Preheat oven to 350 degrees Fahrenheit. Wrap tortillas in foil, and bake for 8 minutes, or until softened and warm. Remove turkey meat from bone, and shred. Transfer sauce to a food processor, and blend until smooth. Return to pot, and stir in turkey. Season with salt and pepper. Serve turkey on tortillas, and garnish with minced onion, sesame seeds, and cilantro sprigs.

5. Thai Coconut Soup with Turkey Meatballs

meatball curry
Source: iStock

Meatballs are a great way to use any of your favorite proteins, so give turkey a try with this bold curry soup from BBC Good Food. Using coconut milk, curry paste, cilantro, and fish sauce helps you achieve monster flavor in under 30 minutes.

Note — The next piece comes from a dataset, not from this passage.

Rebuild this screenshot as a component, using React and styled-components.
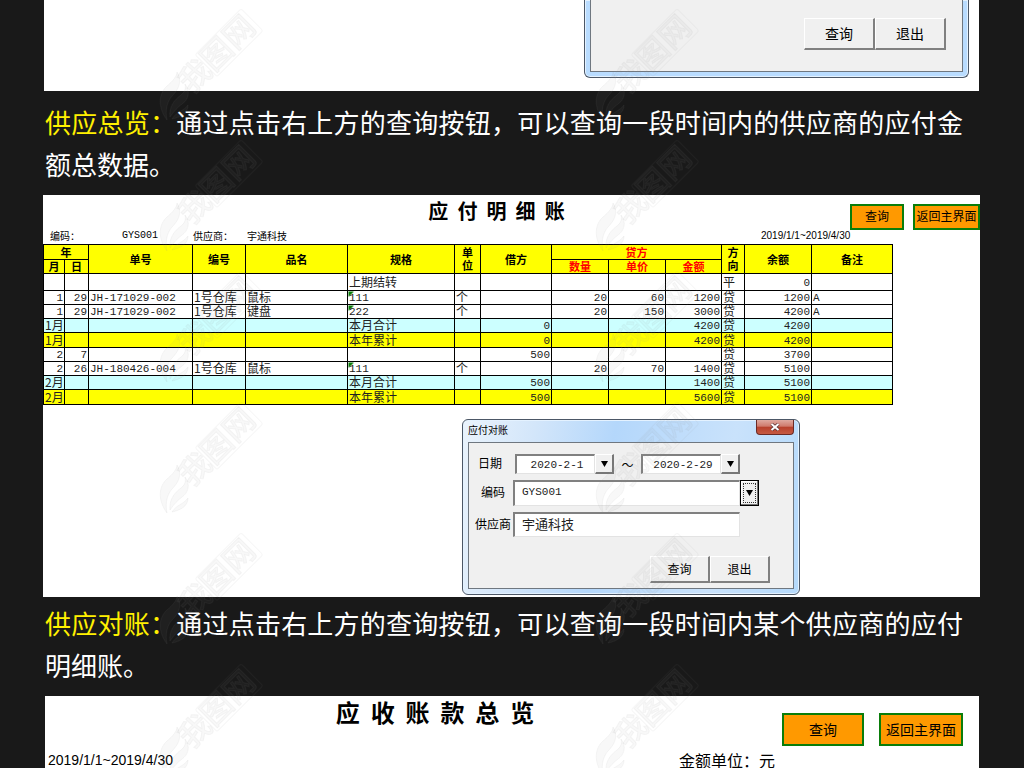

It’s the perfect meal to wake up your midweek, and so much healthier than anything you’ll get from your local Thai takeout spot.


  • ½ small bunch of cilantro, stems chopped and leaves reserved
  • 1 garlic clove
  • 9 ounces ground turkey
  • 1 tablespoon fish sauce, divided
  • 2 tablespoon Thai tom yum or Thai red curry paste
  • 1 (14-ounce) can low-fat coconut milk
  • 17 ounces chicken or vegetable stock
  • Zest and juice of 2 limes
  • 1 (10-ounce) package stir-fry vegetables
  • 7 ounces cooked egg or rice noodles

Directions: Pulse cilantro stems in a food processor until finely chopped. Add turkey and 1 teaspoon of fish sauce. Pulse just to combine. Roll into meatballs.

In a saucepan, heat the tom yum or curry paste with a splash of water for 2 to 3 minutes. Add the coconut milk, stock, lime zest, lime juice, and remaining fish sauce. Bring to a simmer, and add the meatballs. Cook for 3 minutes. Add vegetables, and cook 5 minutes longer, or until meatballs are fully cooked. Add noodles, and cook just to warm through. Serve with cilantro leaves.